— start —

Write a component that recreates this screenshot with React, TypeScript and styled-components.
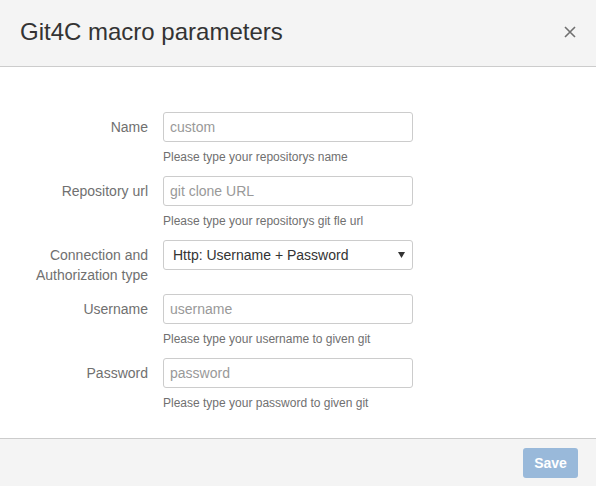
import styled, { createGlobalStyle } from 'styled-components'

const GlobalStyle = createGlobalStyle`
  html, body {
    margin: 0;
    padding: 0;
    background: #fff;
    font-family: Arial, "Liberation Sans", sans-serif;
  }
  * { box-sizing: border-box; }
`

interface IField {
  label: string
  placeholder?: string
  help?: string
  select?: string
}

const fields: IField[] = [
  { label: 'Name', placeholder: 'custom', help: 'Please type your repositorys name' },
  { label: 'Repository url', placeholder: 'git clone URL', help: 'Please type your repositorys git fle url' },
  { label: 'Connection and Authorization type', select: 'Http: Username + Password' },
  { label: 'Username', placeholder: 'username', help: 'Please type your username to given git' },
  { label: 'Password', placeholder: 'password', help: 'Please type your password to given git' },
]

export default function App() {
  return (
    <>
      <GlobalStyle />
      <Dialog>
        <Header>
          <Title>Git4C macro parameters</Title>
          <Close aria-label="close">
            <svg width="12" height="12" viewBox="0 0 12 12">
              <path d="M1 1 L11 11 M11 1 L1 11" stroke="#707070" strokeWidth="1.6" />
            </svg>
          </Close>
        </Header>
        <Content>
          {fields.map((f) => (
            <Row key={f.label}>
              <Label>{f.label}</Label>
              <Field>
                {f.select ? (
                  <Select>
                    <span>{f.select}</span>
                    <svg width="7" height="6" viewBox="0 0 7 6">
                      <path d="M0 0 H7 L3.5 6 Z" fill="#333" />
                    </svg>
                  </Select>
                ) : (
                  <Input placeholder={f.placeholder} />
                )}
                {f.help && <Help>{f.help}</Help>}
              </Field>
            </Row>
          ))}
        </Content>
        <Footer>
          <SaveButton disabled>Save</SaveButton>
        </Footer>
      </Dialog>
    </>
  )
}

const Dialog = styled.div`
  width: 596px;
  height: 486px;
  display: flex;
  flex-direction: column;
  background: #fff;
`

const Header = styled.div`
  height: 67px;
  flex-shrink: 0;
  display: flex;
  align-items: center;
  justify-content: space-between;
  padding: 0 20px 2px 20px;
  background: #f4f4f4;
  border-bottom: 1px solid #cccccc;
`

const Title = styled.h2`
  margin: 0;
  font-size: 24px;
  font-weight: normal;
  color: #333333;
`

const Close = styled.button`
  border: 0;
  background: none;
  padding: 0;
  display: flex;
  cursor: pointer;
`

const Content = styled.div`
  flex: 1;
  padding: 45px 20px 0 20px;
`

const Row = styled.div`
  display: flex;
  gap: 15px;
  margin-bottom: 9px;
`

const Label = styled.label`
  width: 128px;
  flex-shrink: 0;
  text-align: right;
  padding-top: 5px;
  font-size: 14px;
  line-height: 20px;
  color: #707070;
`

const Field = styled.div`
  display: flex;
  flex-direction: column;
`

const Input = styled.input`
  width: 250px;
  height: 30px;
  border: 1px solid #cccccc;
  border-radius: 3px;
  padding: 0 6px;
  font-family: inherit;
  font-size: 14px;
  color: #333;
  outline: none;

  &::placeholder {
    color: #999999;
  }
`

const Select = styled.div`
  width: 250px;
  height: 30px;
  border: 1px solid #cccccc;
  border-radius: 3px;
  padding: 0 7px 0 9px;
  display: flex;
  align-items: center;
  justify-content: space-between;
  font-size: 14px;
  color: #333333;
`

const Help = styled.div`
  margin-top: 5px;
  font-size: 12px;
  line-height: 20px;
  color: #707070;
`

const Footer = styled.div`
  height: 48px;
  flex-shrink: 0;
  display: flex;
  align-items: center;
  justify-content: flex-end;
  padding: 0 18px;
  background: #f4f4f4;
  border-top: 1px solid #cccccc;
`

const SaveButton = styled.button`
  width: 55px;
  height: 30px;
  border: 0;
  border-radius: 3px;
  background: #99b9da;
  color: #fff;
  font-family: inherit;
  font-size: 14px;
  font-weight: bold;
`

— end —

**Aim**
Leave the pictures out and copy the rest of the data exactly.

**Answer in full**
Write a component that recreates this screenshot with React, TypeScript and styled-components.
import styled, { createGlobalStyle } from 'styled-components'

const GlobalStyle = createGlobalStyle`
  html, body {
    margin: 0;
    padding: 0;
    background: #fff;
    font-family: Arial, "Liberation Sans", sans-serif;
  }
  * { box-sizing: border-box; }
`

interface IField {
  label: string
  placeholder?: string
  help?: string
  select?: string
}

const fields: IField[] = [
  { label: 'Name', placeholder: 'custom', help: 'Please type your repositorys name' },
  { label: 'Repository url', placeholder: 'git clone URL', help: 'Please type your repositorys git fle url' },
  { label: 'Connection and Authorization type', select: 'Http: Username + Password' },
  { label: 'Username', placeholder: 'username', help: 'Please type your username to given git' },
  { label: 'Password', placeholder: 'password', help: 'Please type your password to given git' },
]

export default function App() {
  return (
    <>
      <GlobalStyle />
      <Dialog>
        <Header>
          <Title>Git4C macro parameters</Title>
          <Close aria-label="close">
            <svg width="12" height="12" viewBox="0 0 12 12">
              <path d="M1 1 L11 11 M11 1 L1 11" stroke="#707070" strokeWidth="1.6" />
            </svg>
          </Close>
        </Header>
        <Content>
          {fields.map((f) => (
            <Row key={f.label}>
              <Label>{f.label}</Label>
              <Field>
                {f.select ? (
                  <Select>
                    <span>{f.select}</span>
                    <svg width="7" height="6" viewBox="0 0 7 6">
                      <path d="M0 0 H7 L3.5 6 Z" fill="#333" />
                    </svg>
                  </Select>
                ) : (
                  <Input placeholder={f.placeholder} />
                )}
                {f.help && <Help>{f.help}</Help>}
              </Field>
            </Row>
          ))}
        </Content>
        <Footer>
          <SaveButton disabled>Save</SaveButton>
        </Footer>
      </Dialog>
    </>
  )
}

const Dialog = styled.div`
  width: 596px;
  height: 486px;
  display: flex;
  flex-direction: column;
  background: #fff;
`

const Header = styled.div`
  height: 67px;
  flex-shrink: 0;
  display: flex;
  align-items: center;
  justify-content: space-between;
  padding: 0 20px 2px 20px;
  background: #f4f4f4;
  border-bottom: 1px solid #cccccc;
`

const Title = styled.h2`
  margin: 0;
  font-size: 24px;
  font-weight: normal;
  color: #333333;
`

const Close = styled.button`
  border: 0;
  background: none;
  padding: 0;
  display: flex;
  cursor: pointer;
`

const Content = styled.div`
  flex: 1;
  padding: 45px 20px 0 20px;
`

const Row = styled.div`
  display: flex;
  gap: 15px;
  margin-bottom: 9px;
`

const Label = styled.label`
  width: 128px;
  flex-shrink: 0;
  text-align: right;
  padding-top: 5px;
  font-size: 14px;
  line-height: 20px;
  color: #707070;
`

const Field = styled.div`
  display: flex;
  flex-direction: column;
`

const Input = styled.input`
  width: 250px;
  height: 30px;
  border: 1px solid #cccccc;
  border-radius: 3px;
  padding: 0 6px;
  font-family: inherit;
  font-size: 14px;
  color: #333;
  outline: none;

  &::placeholder {
    color: #999999;
  }
`

const Select = styled.div`
  width: 250px;
  height: 30px;
  border: 1px solid #cccccc;
  border-radius: 3px;
  padding: 0 7px 0 9px;
  display: flex;
  align-items: center;
  justify-content: space-between;
  font-size: 14px;
  color: #333333;
`

const Help = styled.div`
  margin-top: 5px;
  font-size: 12px;
  line-height: 20px;
  color: #707070;
`

const Footer = styled.div`
  height: 48px;
  flex-shrink: 0;
  display: flex;
  align-items: center;
  justify-content: flex-end;
  padding: 0 18px;
  background: #f4f4f4;
  border-top: 1px solid #cccccc;
`

const SaveButton = styled.button`
  width: 55px;
  height: 30px;
  border: 0;
  border-radius: 3px;
  background: #99b9da;
  color: #fff;
  font-family: inherit;
  font-size: 14px;
  font-weight: bold;
`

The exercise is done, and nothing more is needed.